Throughout his career, Betelle favored the Collegiate Gothic style because it was “scholastic in nature.” It was also more functional as it allowed the architect more freedom in the placement of large windows that allowed natural light to flood classrooms. Other styles, such as the Colonial or Classic style, came with prescriptions on where windows should be placed that resulted in dimmer interiors. The many schools he designed in the Collegiate Gothic style include Columbia High School in South Orange, South Side High School in Newark, and the Central King Building on NJIT’s campus.

However, in the 1930s, Betelle became enamored with Art Deco, constructing Arts High School, Weequahic High School, and the Essex County Vocational School on North 13th Street, all in Newark, before closing his firm for good in 1939. Today, with Betelle’s contributions, Newark has more Art Deco schoolhouses than any other place in New Jersey, according to Rachel Craft, a historian at Hunter Research, the firm that authored the state register nomination.

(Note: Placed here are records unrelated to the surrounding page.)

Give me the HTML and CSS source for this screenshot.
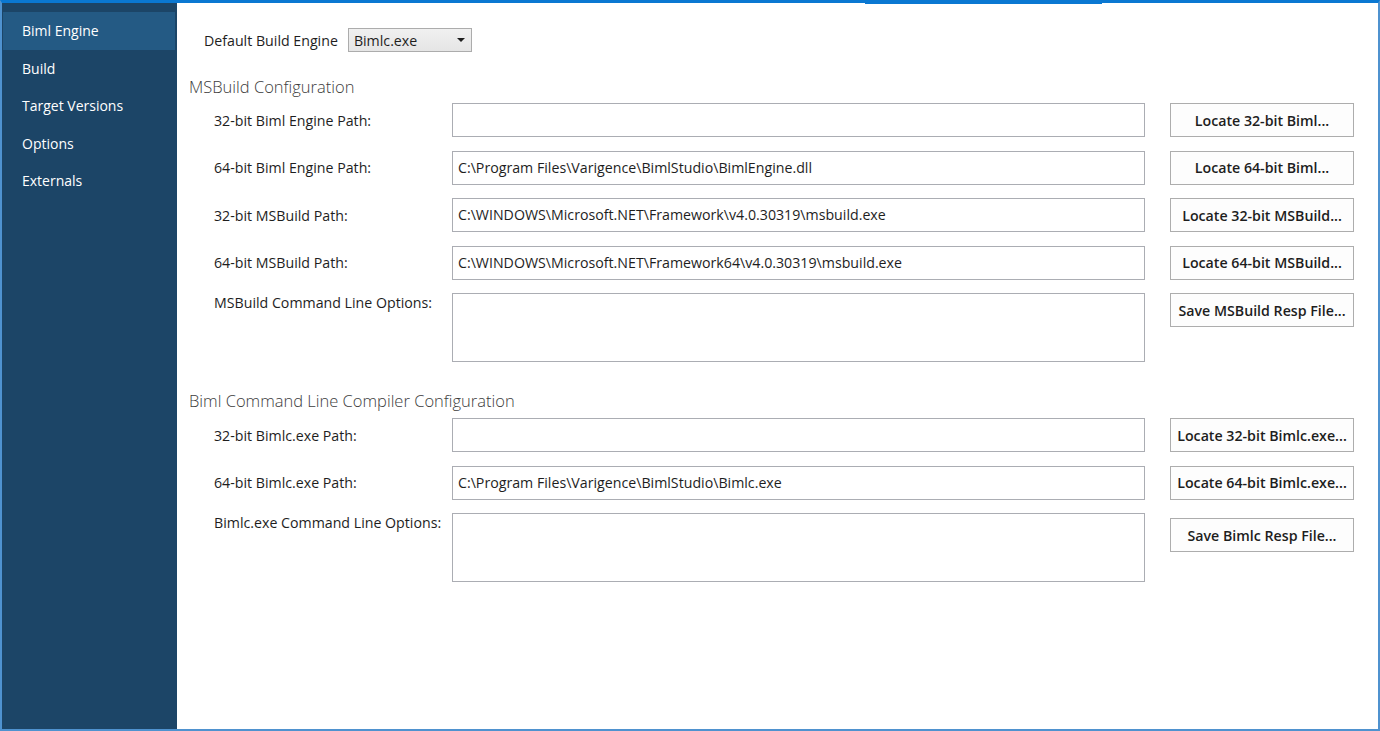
FILE: index.html
```html
<!DOCTYPE html>
<html>
<head>
<meta charset="utf-8">
<link rel="stylesheet" href="styles.css">
</head>
<body>
<div class="window">
  <div class="tab-marker"></div>
  <nav class="sidebar">
    <div class="nav-item active">Biml Engine</div>
    <div class="nav-item">Build</div>
    <div class="nav-item">Target Versions</div>
    <div class="nav-item">Options</div>
    <div class="nav-item">Externals</div>
  </nav>
  <main class="content">
    <div class="engine-row">
      <span class="label">Default Build Engine</span>
      <div class="select"><span>Bimlc.exe</span><span class="arrow"></span></div>
    </div>

    <section class="section first">
      <h2 class="heading">MSBuild Configuration</h2>
      <div class="grid">
        <span class="label">32-bit Biml Engine Path:</span>
        <div class="input"></div>
        <button class="btn">Locate 32-bit Biml...</button>

        <span class="label">64-bit Biml Engine Path:</span>
        <div class="input">C:\Program Files\Varigence\BimlStudio\BimlEngine.dll</div>
        <button class="btn">Locate 64-bit Biml...</button>

        <span class="label">32-bit MSBuild Path:</span>
        <div class="input">C:\WINDOWS\Microsoft.NET\Framework\v4.0.30319\msbuild.exe</div>
        <button class="btn">Locate 32-bit MSBuild...</button>

        <span class="label">64-bit MSBuild Path:</span>
        <div class="input">C:\WINDOWS\Microsoft.NET\Framework64\v4.0.30319\msbuild.exe</div>
        <button class="btn">Locate 64-bit MSBuild...</button>

        <span class="label label-top">MSBuild Command Line Options:</span>
        <div class="input textarea"></div>
        <button class="btn btn-top">Save MSBuild Resp File...</button>
      </div>
    </section>

    <section class="section second">
      <h2 class="heading">Biml Command Line Compiler Configuration</h2>
      <div class="grid">
        <span class="label">32-bit Bimlc.exe Path:</span>
        <div class="input"></div>
        <button class="btn">Locate 32-bit Bimlc.exe...</button>

        <span class="label">64-bit Bimlc.exe Path:</span>
        <div class="input">C:\Program Files\Varigence\BimlStudio\Bimlc.exe</div>
        <button class="btn">Locate 64-bit Bimlc.exe...</button>

        <span class="label label-top">Bimlc.exe Command Line Options:</span>
        <div class="input textarea"></div>
        <button class="btn btn-top btn-offset">Save Bimlc Resp File...</button>
      </div>
    </section>
  </main>
</div>
</body>
</html>
```

FILE: styles.css
```css
* { box-sizing: border-box; }
html, body { margin: 0; padding: 0; }
body {
  font-family: "Segoe UI", "Open Sans", "Noto Sans", sans-serif;
  font-size: 14.2px;
  color: #1e1e1e;
  background: #ffffff;
}
.window {
  position: relative;
  width: 1380px;
  height: 731px;
  display: flex;
  border-top: 3px solid #0a78d2;
  border-left: 2px solid #4f92cf;
  border-right: 2px solid #4f92cf;
  border-bottom: 2px solid #4f92cf;
  overflow: hidden;
}
.tab-marker {
  position: absolute;
  top: -3px;
  left: 863px;
  width: 237px;
  height: 4px;
  background: #0a78d2;
}
.sidebar {
  width: 175px;
  flex: none;
  background: #1c4567;
  padding: 9px 2px 0 1px;
}
.nav-item {
  height: 37.5px;
  line-height: 37.5px;
  padding-left: 19px;
  color: #ffffff;
  font-size: 14px;
}
.nav-item.active {
  background: #245a84;
}
.content {
  flex: 1;
  padding-top: 25px;
}
.engine-row {
  display: flex;
  align-items: center;
  padding-left: 27px;
  gap: 10px;
}
.select {
  width: 124px;
  height: 24px;
  border: 1px solid #acacac;
  background: linear-gradient(#f0f0f0, #e5e5e5);
  display: flex;
  align-items: center;
  justify-content: space-between;
  padding: 0 5px 0 5px;
}
.arrow {
  width: 0;
  height: 0;
  border-left: 4px solid transparent;
  border-right: 4px solid transparent;
  border-top: 4px solid #1e1e1e;
  margin-right: 1px;
}
.section { padding-left: 12px; }
.section.first { margin-top: 23px; }
.section.second { margin-top: 27px; }
.heading {
  margin: 0;
  font-weight: 300;
  font-size: 16.5px;
  line-height: 24px;
  color: #3c3c3c;
}
.first .heading { margin-bottom: 4px; }
.second .heading { margin-bottom: 5px; }
.grid {
  display: grid;
  margin-left: 25px;
  grid-template-columns: 238px 693px 209px;
  row-gap: 13.5px;
  align-items: center;
}
.label { white-space: nowrap; }
.label-top { align-self: start; padding-top: 0; }
.input {
  height: 34px;
  border: 1px solid #abadb3;
  background: #ffffff;
  padding: 0 5px;
  line-height: 32px;
  white-space: nowrap;
  overflow: hidden;
}
.textarea { height: 69px; }
.btn {
  justify-self: end;
  width: 184px;
  height: 34px;
  border: 1px solid #adadad;
  background: #fdfdfd;
  font-family: inherit;
  font-size: 14.2px;
  font-weight: 600;
  color: #1e1e1e;
  padding: 0;
}
.btn-top { align-self: start; }
.btn-offset { margin-top: 5px; }
```
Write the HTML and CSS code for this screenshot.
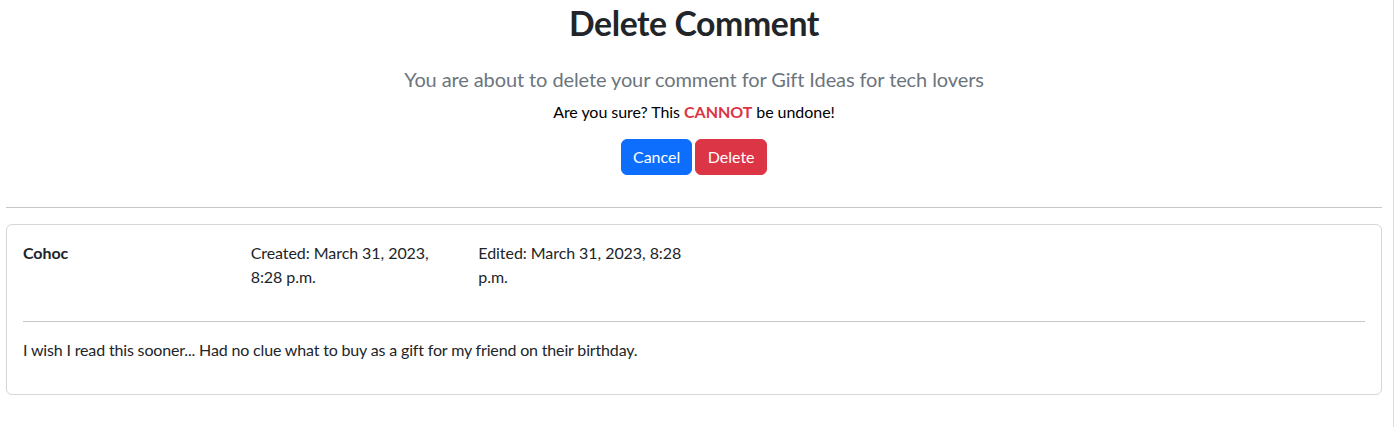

The reasons why Betelle walked away at his prime are the subject of much conjecture. He was only 60 years old at the time. But his writings suggest he believed he had left a sufficient mark on his trade. American art and architecture, for much of the nation’s history, had suffered from an inferiority complex. Inspiration for the design of new buildings was taken from the Italian Renaissance, Greek antiquity, the French and English medieval era, even Egypt. Whatever the case, the source material always came from a faraway time and place. But Betelle believed the 1930s marked a shift when modern American architecture had come into its own.

“European school buildings have very little to offer us so far as new designs are concerned,” Betelle wrote in a 1932 essay called “Trend in School Building Design.” “Very few schools have been erected in Europe since the war, so that America has the best school buildings in the world. Europe must come to us for new ideas in schools as she has had to do in other lines.”